Short task: Gather every line holding the string "components".
-- start of Source data --
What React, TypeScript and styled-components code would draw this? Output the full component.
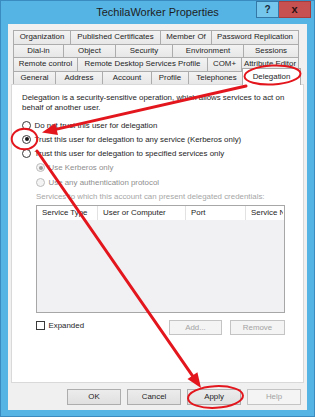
import React from 'react';
import styled, { createGlobalStyle } from 'styled-components';

const Global = createGlobalStyle`
  html, body { margin: 0; padding: 0; width: 315px; height: 417px; overflow: hidden; background: #ffffff; }
  body { font-family: "Liberation Sans", Arial, sans-serif; -webkit-font-smoothing: antialiased; }
  * { box-sizing: border-box; }
`;

const Window = styled.div`
  position: relative;
  width: 315px;
  height: 417px;
  background: #55b4e4;
  border: 1px solid #3a8cc0;
  display: flex;
  flex-direction: column;
`;

const TitleBar = styled.div`
  height: 23px;
  flex: none;
  display: grid;
  grid-template-columns: 1fr auto 1fr;
  align-items: start;
`;

const Title = styled.div`
  font-size: 11px;
  line-height: 22px;
  color: #1d1d1d;
  white-space: nowrap;
`;

const Caption = styled.div`
  justify-self: end;
  display: flex;
  margin-right: 3px;
`;

const HelpButton = styled.div`
  width: 23px;
  height: 17px;
  border: 1px solid #3478a8;
  background: #74c6ec;
  color: #1b2a38;
  font-weight: bold;
  font-size: 10px;
  line-height: 15px;
  text-align: center;
`;

const CloseButton = styled.div`
  width: 32px;
  height: 17px;
  background: #c75050;
  border: 1px solid #a83d3d;
  border-left: none;
  color: #2a1212;
  font-weight: bold;
  font-size: 11px;
  line-height: 14px;
  text-align: center;
`;

const Client = styled.div`
  flex: 1;
  margin: 0 7px 6px 7px;
  background: #f0f0f0;
  padding: 6px 3px 5px 3px;
  display: flex;
  flex-direction: column;
  font-size: 7.9px;
  color: #1e1e1e;
`;

const TabStrip = styled.div`
  padding-left: 2px;
  display: flex;
  flex-direction: column;
`;

const TabRow = styled.div`
  height: 13.5px;
  display: flex;
  align-items: stretch;
`;

const Tab = styled.div<{ $w: number; $selected?: boolean }>`
  width: ${p => p.$w}px;
  flex: none;
  border-top: 1px solid #acacac;
  border-left: 1px solid #acacac;
  background: linear-gradient(#f3f3f3, #e7e7e7);
  text-align: center;
  white-space: nowrap;
  line-height: 12.5px;
  &:last-child { border-right: 1px solid #acacac; }
  ${p => p.$selected && `
    position: relative;
    z-index: 2;
    width: ${p.$w + 4}px;
    margin: -3px -2px 0 -2px;
    height: 17.5px;
    align-self: flex-start;
    background: #ffffff;
    line-height: 15px;
  `}
`;

const Panel = styled.div`
  height: 299px;
  flex: none;
  border: 1px solid #d9d9d9;
  background: #ffffff;
  padding: 8px 18px 0 10px;
  display: flex;
  flex-direction: column;
`;

const Description = styled.div`
  width: 270px;
  line-height: 10px;
`;

const Options = styled.div`
  margin-top: 5px;
  display: flex;
  flex-direction: column;
`;

const Option = styled.div<{ $indent?: boolean; $disabled?: boolean }>`
  height: 14.25px;
  display: flex;
  align-items: center;
  gap: 3.5px;
  margin-left: ${p => (p.$indent ? 14 : 0)}px;
  color: ${p => (p.$disabled ? '#8e8e8e' : '#1e1e1e')};
  white-space: nowrap;
`;

const Radio = styled.span<{ $checked?: boolean; $disabled?: boolean }>`
  width: 9px;
  height: 9px;
  flex: none;
  border-radius: 50%;
  border: 1px solid ${p => (p.$disabled ? '#bcbcbc' : '#3a3a3a')};
  background: ${p => (p.$disabled ? '#f4f4f4' : '#ffffff')};
  display: flex;
  align-items: center;
  justify-content: center;
  &::after {
    content: '';
    display: ${p => (p.$checked ? 'block' : 'none')};
    width: 4px;
    height: 4px;
    border-radius: 50%;
    background: ${p => (p.$disabled ? '#9a9a9a' : '#1a1a1a')};
  }
`;

const Section = styled.div`
  margin-left: 14px;
  display: flex;
  flex-direction: column;
`;

const SectionLabel = styled.div`
  margin-top: 2.75px;
  line-height: 10px;
  color: #a6a6a6;
  white-space: nowrap;
`;

const ListBox = styled.div`
  margin-top: 3px;
  height: 108px;
  border: 1px solid #a7a7a7;
  background: #f1f0f2;
  display: flex;
  flex-direction: column;
  overflow: hidden;
`;

const HeaderRow = styled.div`
  height: 14px;
  background: #ffffff;
  display: flex;
`;

const HeaderCell = styled.div<{ $w?: number }>`
  width: ${p => (p.$w ? `${p.$w}px` : 'auto')};
  flex: ${p => (p.$w ? 'none' : '1')};
  padding-left: 5px;
  line-height: 13px;
  white-space: nowrap;
  overflow: hidden;
  border-right: 1px solid ${p => (p.$w ? '#e2e2e2' : 'transparent')};
`;

const ActionRow = styled.div`
  margin-top: 7px;
  height: 15px;
  display: flex;
  align-items: flex-start;
`;

const CheckLabel = styled.div`
  height: 11px;
  display: flex;
  align-items: center;
  gap: 3.5px;
  white-space: nowrap;
`;

const CheckBox = styled.span`
  width: 9px;
  height: 9px;
  border: 1px solid #3a3a3a;
  background: #ffffff;
`;

const Button = styled.div<{ $w: number; $disabled?: boolean; $small?: boolean }>`
  width: ${p => p.$w}px;
  height: ${p => (p.$small ? 15 : 16)}px;
  flex: none;
  border: 1px solid ${p => (p.$disabled ? '#c4c4c4' : '#adadad')};
  background: ${p => (p.$disabled ? '#f4f4f4' : 'linear-gradient(#ececec, #e0e0e0)')};
  color: ${p => (p.$disabled ? '#a3a3a3' : '#1e1e1e')};
  text-align: center;
  line-height: ${p => (p.$small ? 13 : 14)}px;
  white-space: nowrap;
`;

const SmallButtons = styled.div`
  margin-left: auto;
  display: flex;
  gap: 8px;
`;

const DialogButtons = styled.div`
  margin-top: 6px;
  padding-right: 3px;
  display: flex;
  justify-content: flex-end;
  gap: 6px;
`;

const Overlay = styled.svg`
  position: absolute;
  top: -1px;
  left: -1px;
  width: 315px;
  height: 417px;
  pointer-events: none;
  z-index: 10;
`;

const TABS: { label: string; w: number; selected?: boolean }[][] = [
  [
    { label: 'Organization', w: 57 },
    { label: 'Published Certificates', w: 90 },
    { label: 'Member Of', w: 51 },
    { label: 'Password Replication', w: 88 },
  ],
  [
    { label: 'Dial-in', w: 50 },
    { label: 'Object', w: 52 },
    { label: 'Security', w: 57 },
    { label: 'Environment', w: 71 },
    { label: 'Sessions', w: 56 },
  ],
  [
    { label: 'Remote control', w: 64 },
    { label: 'Remote Desktop Services Profile', w: 130 },
    { label: 'COM+', w: 34 },
    { label: 'Attribute Editor', w: 58 },
  ],
  [
    { label: 'General', w: 42 },
    { label: 'Address', w: 47 },
    { label: 'Account', w: 49 },
    { label: 'Profile', w: 37 },
    { label: 'Telephones', w: 56 },
    { label: 'Delegation', w: 55, selected: true },
  ],
];

const RED = '#e3161d';

function Arrow({ x1, y1, x2, y2 }: { x1: number; y1: number; x2: number; y2: number }) {
  const dx = x2 - x1;
  const dy = y2 - y1;
  const L = Math.hypot(dx, dy);
  const ux = dx / L;
  const uy = dy / L;
  const len = 15;
  const half = 6;
  const bx = x2 - ux * len;
  const by = y2 - uy * len;
  const px = -uy * half;
  const py = ux * half;
  return (
    <g>
      <line x1={x1} y1={y1} x2={bx + ux * 2} y2={by + uy * 2} stroke={RED} strokeWidth={3} strokeLinecap="round" />
      <polygon points={`${x2},${y2} ${bx + px},${by + py} ${bx - px},${by - py}`} fill={RED} />
    </g>
  );
}

export default function App() {
  return (
    <>
      <Global />
      <Window>
        <TitleBar>
          <span />
          <Title>TechilaWorker Properties</Title>
          <Caption>
            <HelpButton>?</HelpButton>
            <CloseButton>x</CloseButton>
          </Caption>
        </TitleBar>
        <Client>
          <TabStrip>
            {TABS.map((row, i) => (
              <TabRow key={i}>
                {row.map(t => (
                  <Tab key={t.label} $w={t.w} $selected={t.selected}>
                    {t.label}
                  </Tab>
                ))}
              </TabRow>
            ))}
          </TabStrip>
          <Panel>
            <Description>
              Delegation is a security-sensitive operation, which allows services to act on behalf of another user.
            </Description>
            <Options>
              <Option>
                <Radio />
                Do not trust this user for delegation
              </Option>
              <Option>
                <Radio $checked />
                Trust this user for delegation to any service (Kerberos only)
              </Option>
              <Option>
                <Radio />
                Trust this user for delegation to specified services only
              </Option>
              <Option $indent $disabled>
                <Radio $checked $disabled />
                Use Kerberos only
              </Option>
              <Option $indent $disabled>
                <Radio $disabled />
                Use any authentication protocol
              </Option>
            </Options>
            <Section>
              <SectionLabel>Services to which this account can present delegated credentials:</SectionLabel>
              <ListBox>
                <HeaderRow>
                  <HeaderCell $w={61}>Service Type</HeaderCell>
                  <HeaderCell $w={88}>User or Computer</HeaderCell>
                  <HeaderCell $w={60}>Port</HeaderCell>
                  <HeaderCell>Service Name</HeaderCell>
                </HeaderRow>
              </ListBox>
              <ActionRow>
                <CheckLabel>
                  <CheckBox />
                  Expanded
                </CheckLabel>
                <SmallButtons>
                  <Button $w={53} $disabled $small>Add...</Button>
                  <Button $w={55} $disabled $small>Remove</Button>
                </SmallButtons>
              </ActionRow>
            </Section>
          </Panel>
          <DialogButtons>
            <Button $w={54}>OK</Button>
            <Button $w={54}>Cancel</Button>
            <Button $w={54}>Apply</Button>
            <Button $w={54} $disabled>Help</Button>
          </DialogButtons>
        </Client>
        <Overlay viewBox="0 0 315 417">
          <ellipse cx={272.5} cy={75} rx={28} ry={9.5} fill="none" stroke={RED} strokeWidth={2} transform="rotate(-3 272.5 75)" />
          <ellipse cx={24.5} cy={139} rx={12.8} ry={10.3} fill="none" stroke={RED} strokeWidth={2} />
          <ellipse cx={215.5} cy={397} rx={27.5} ry={10.8} fill="none" stroke={RED} strokeWidth={2} transform="rotate(-3 215.5 397)" />
          <Arrow x1={246} y1={86} x2={42} y2={132.5} />
          <Arrow x1={37} y1={151} x2={201} y2={388} />
        </Overlay>
      </Window>
    </>
  );
}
-- end of Source data --
Answer to this task:
What React, TypeScript and styled-components code would draw this? Output the full component.
import styled, { createGlobalStyle } from 'styled-components';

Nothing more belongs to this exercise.